(begin)
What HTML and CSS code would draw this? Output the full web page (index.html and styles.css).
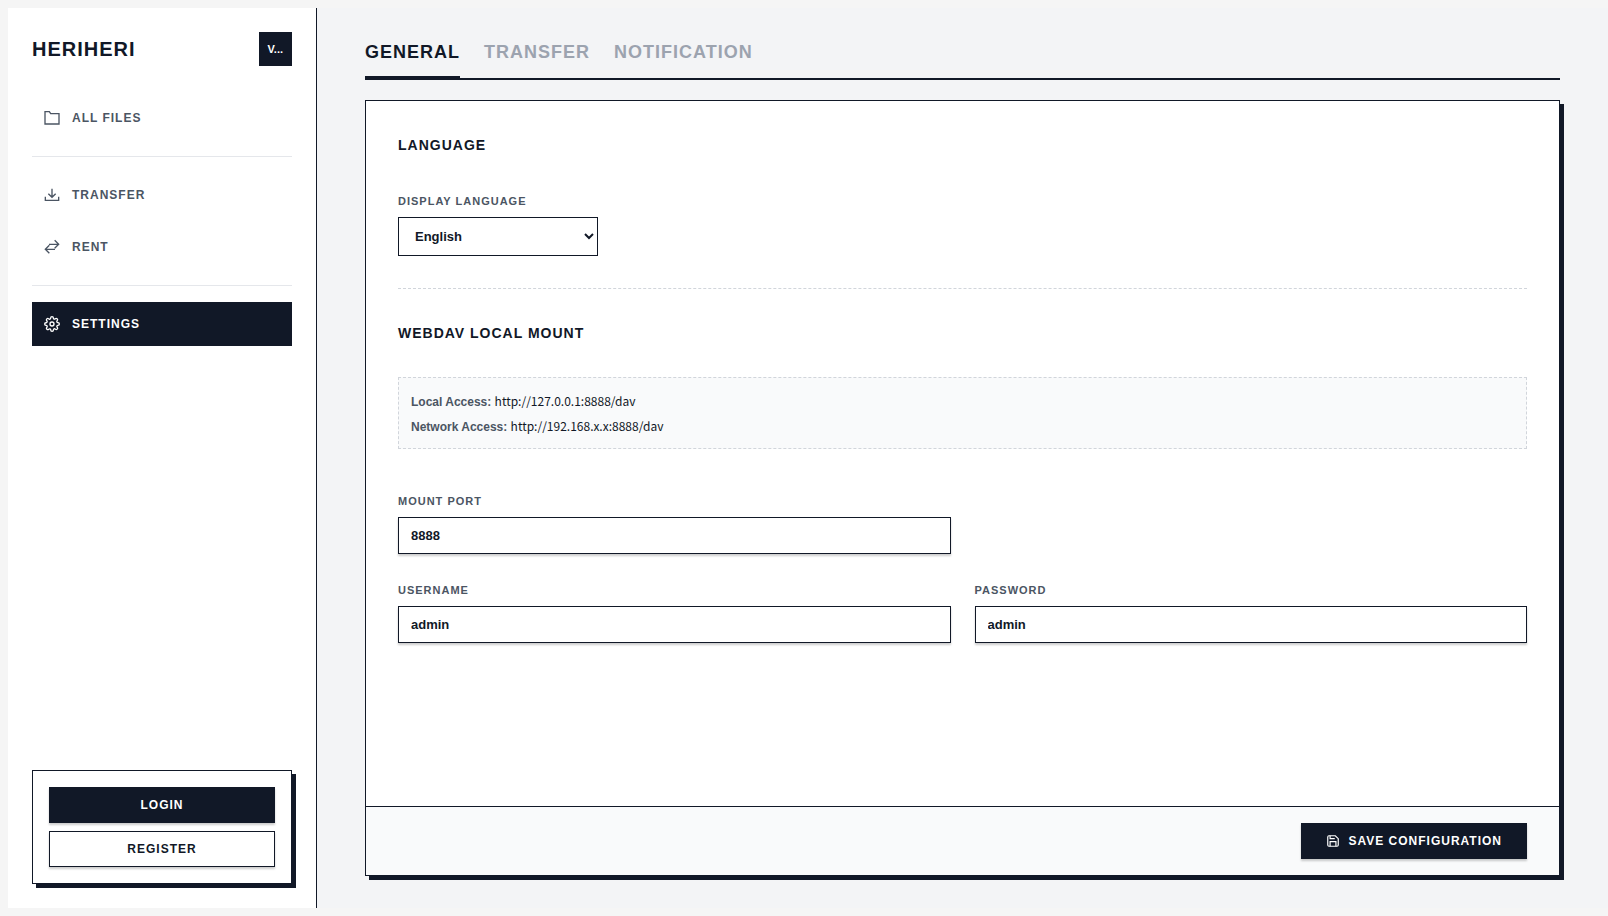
FILE: index.html
```html
<!DOCTYPE html>
<html lang="en">
  <head>
    <meta charset="UTF-8">
    <meta name="viewport" content="width=device-width, initial-scale=1.0">
    <title>HERIHERI</title>
    <link rel="stylesheet" href="styles.css">
  </head>
  <body>
    <div class="app">
      <aside class="sidebar">
        <header class="brand">
          <h1>HERIHERI</h1>
          <span class="version">V...</span>
        </header>
        <nav class="menu">
          <a href="#files" class="menu-item">
            <svg class="icon" viewBox="0 0 24 24" stroke-width="2"><path d="M1.500 2.500H8l2 3h12.500v15.500h-21z"/></svg>
            All Files
          </a>
          <hr>
          <a href="#transfer" class="menu-item">
            <svg class="icon" viewBox="0 0 24 24" stroke-width="2"><path d="M12 2.500v13M6.500 10l5.500 5.500 5.500-5.500M2 14.500v5.500h20v-5.500"/></svg>
            Transfer
          </a>
          <a href="#rent" class="menu-item">
            <svg class="icon" viewBox="0 0 24 24" stroke-width="2"><path d="M7.500 8H21M16 2l6 6-6 6M16.500 15.500H3M8 9.500l-6 6 6 6"/></svg>
            Rent
          </a>
          <hr>
          <a href="#settings" class="menu-item active">
            <svg class="icon" viewBox="0 0 24 24" stroke-width="2"><circle cx="12" cy="12" r="3"/><path d="M19.400 15a1.650 1.650 0 0 0 .33 1.820l.06.060a2 2 0 0 1-2.830 2.830l-.06-.06a1.650 1.650 0 0 0-1.820-.33 1.650 1.650 0 0 0-1 1.510V21a2 2 0 0 1-4 0v-.09A1.650 1.650 0 0 0 9 19.400a1.650 1.650 0 0 0-1.820.33l-.06.06a2 2 0 0 1-2.830-2.830l.06-.06a1.650 1.650 0 0 0 .33-1.820 1.650 1.650 0 0 0-1.510-1H3a2 2 0 0 1 0-4h.09A1.650 1.650 0 0 0 4.600 9a1.650 1.650 0 0 0-.33-1.820l-.06-.06a2 2 0 0 1 2.830-2.830l.06.06a1.650 1.650 0 0 0 1.820.33H9a1.650 1.650 0 0 0 1-1.510V3a2 2 0 0 1 4 0v.09a1.650 1.650 0 0 0 1 1.510 1.650 1.650 0 0 0 1.820-.33l.06-.06a2 2 0 0 1 2.830 2.830l-.06.06a1.650 1.650 0 0 0-.33 1.820V9a1.650 1.650 0 0 0 1.510 1H21a2 2 0 0 1 0 4h-.09a1.650 1.650 0 0 0-1.510 1z"/></svg>
            Settings
          </a>
        </nav>
        <div class="account">
          <button type="button" class="btn btn-dark">Login</button>
          <button type="button" class="btn">Register</button>
        </div>
      </aside>

      <main>
        <nav class="tabs">
          <button type="button" class="tab active">General</button>
          <button type="button" class="tab">Transfer</button>
          <button type="button" class="tab">Notification</button>
        </nav>
        <form class="panel">
          <div class="panel-body">
            <section>
              <h2>Language</h2>
              <div class="field">
                <label for="language">Display Language</label>
                <select id="language">
                  <option>English</option>
                </select>
              </div>
            </section>
            <section>
              <h2>WebDAV Local Mount</h2>
              <div class="info">
                <p><strong>Local Access:</strong> <span class="url">http://127.0.0.1:8888/dav</span></p>
                <p><strong>Network Access:</strong> <span class="url">http://192.168.x.x:8888/dav</span></p>
              </div>
              <div class="fields">
                <div class="field">
                  <label for="port">Mount Port</label>
                  <input type="text" id="port" value="8888">
                </div>
                <div class="field first">
                  <label for="username">Username</label>
                  <input type="text" id="username" value="admin">
                </div>
                <div class="field">
                  <label for="password">Password</label>
                  <input type="text" id="password" value="admin">
                </div>
              </div>
            </section>
          </div>
          <footer>
            <button type="button" class="btn btn-dark btn-save">
              <svg class="icon" viewBox="0 0 24 24" stroke-width="2"><path d="M19 21H5a2 2 0 0 1-2-2V5a2 2 0 0 1 2-2h11l5 5v11a2 2 0 0 1-2 2z"/><path d="M17 21v-8H7v8M7 3v5h8"/></svg>
              Save Configuration
            </button>
          </footer>
        </form>
      </main>
    </div>
  </body>
</html>
```
FILE: styles.css
```css
* {
  box-sizing: border-box;
}
body {
  margin: 8px 0 8px 8px;
  background-color: #f5f5f5;
  color: #111827;
  font-family: "Liberation Sans", Arial, sans-serif;
}
h1, h2, p {
  margin: 0;
}
button, input, select {
  font-family: inherit;
  color: inherit;
}
.app {
  display: flex;
  min-height: calc(100vh - 16px);
}
.sidebar {
  display: flex;
  flex-direction: column;
  flex: 0 0 309px;
  padding: 24px;
  background-color: white;
  border-right: 1px solid #111827;
}
.brand {
  display: flex;
  justify-content: space-between;
  align-items: center;
  margin-bottom: 30px;
}
.brand h1 {
  font-size: 20px;
  letter-spacing: 1px;
}
.version {
  padding: 8px 9px;
  background-color: #111827;
  color: white;
  font-size: 11px;
  font-weight: bold;
  line-height: 18px;
}
.menu {
  display: flex;
  flex-direction: column;
}
.menu hr {
  width: 100%;
  margin: 16px 0;
  border: none;
  border-top: 1px solid #e5e7eb;
}
.menu-item {
  display: flex;
  align-items: center;
  gap: 12px;
  height: 44px;
  padding: 0 12px;
  color: #4b5563;
  font-size: 12px;
  font-weight: bold;
  letter-spacing: 1px;
  text-decoration: none;
  text-transform: uppercase;
}
.menu-item + .menu-item {
  margin-top: 8px;
}
.menu-item.active {
  background-color: #111827;
  color: white;
}
.icon {
  width: 16px;
  height: 16px;
  fill: none;
  stroke: currentColor;
}
.account {
  display: flex;
  flex-direction: column;
  gap: 8px;
  margin-top: auto;
  padding: 16px;
  border: 1px solid #111827;
  box-shadow: 4px 4px 0 #111827;
}
.btn {
  height: 36px;
  padding: 0 24px;
  background-color: white;
  border: 1px solid #111827;
  box-shadow: 0 2px 2px rgba(0, 0, 0, 0.2);
  font-size: 12px;
  font-weight: bold;
  letter-spacing: 1px;
  text-transform: uppercase;
}
.btn-dark {
  background-color: #111827;
  color: white;
}
main {
  display: flex;
  flex-direction: column;
  flex: 1;
  min-width: 0;
  padding: 32px 48px;
  background-color: #f3f4f6;
}
.tabs {
  display: flex;
  gap: 24px;
  margin-bottom: 20px;
  border-bottom: 2px solid #111827;
}
.tab {
  margin-bottom: -2px;
  padding: 0 0 12px;
  background: none;
  border: none;
  border-bottom: 4px solid transparent;
  color: #9ca3af;
  font-size: 18px;
  font-weight: bold;
  line-height: 24px;
  letter-spacing: 1px;
  text-transform: uppercase;
}
.tab.active {
  border-bottom-color: #111827;
  color: #111827;
}
.panel {
  display: flex;
  flex-direction: column;
  flex: 1;
  background-color: white;
  border: 1px solid #111827;
  box-shadow: 4px 4px 0 #111827;
}
.panel-body {
  flex: 1;
  padding: 32px;
}
section + section {
  margin-top: 32px;
  padding-top: 32px;
  border-top: 1px dashed #d1d5db;
}
h2 {
  margin-bottom: 32px;
  font-size: 14px;
  line-height: 24px;
  letter-spacing: 1px;
  text-transform: uppercase;
}
.field {
  display: flex;
  flex-direction: column;
  gap: 4px;
}
.field label {
  color: #4b5563;
  font-size: 11px;
  font-weight: bold;
  line-height: 24px;
  letter-spacing: 1px;
  text-transform: uppercase;
}
.field select {
  width: 200px;
  height: 39px;
  padding: 0 12px;
  background-color: white;
  border: 1px solid #111827;
  border-radius: 0;
  font-size: 13px;
  font-weight: bold;
}
.field input {
  height: 37px;
  padding: 0 12px;
  background-color: white;
  border: 1px solid #111827;
  box-shadow: 0 2px 2px rgba(0, 0, 0, 0.2);
  font-size: 13px;
  font-weight: bold;
}
.info {
  display: flex;
  flex-direction: column;
  gap: 4px;
  margin-bottom: 40px;
  padding: 12px;
  background-color: #f9fafb;
  border: 1px dashed #d1d5db;
  font-size: 12px;
  line-height: 21px;
}
.info p {
  height: 21px;
}
.info strong {
  color: #4b5563;
}
.url {
  font-family: "Noto Sans CJK SC", sans-serif;
}
.fields {
  display: grid;
  grid-template-columns: 1fr 1fr;
  gap: 24px;
}
.field.first {
  grid-column: 1;
}
footer {
  display: flex;
  justify-content: flex-end;
  padding: 16px 32px;
  background-color: #f9fafb;
  border-top: 1px solid #111827;
}
.btn-save {
  display: flex;
  align-items: center;
  gap: 8px;
}
.btn-save .icon {
  width: 14px;
  height: 14px;
}
```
(end)
[Instruction] List each line holding the string "index".

[Response below]
What HTML and CSS code would draw this? Output the full web page (index.html and styles.css).
FILE: index.html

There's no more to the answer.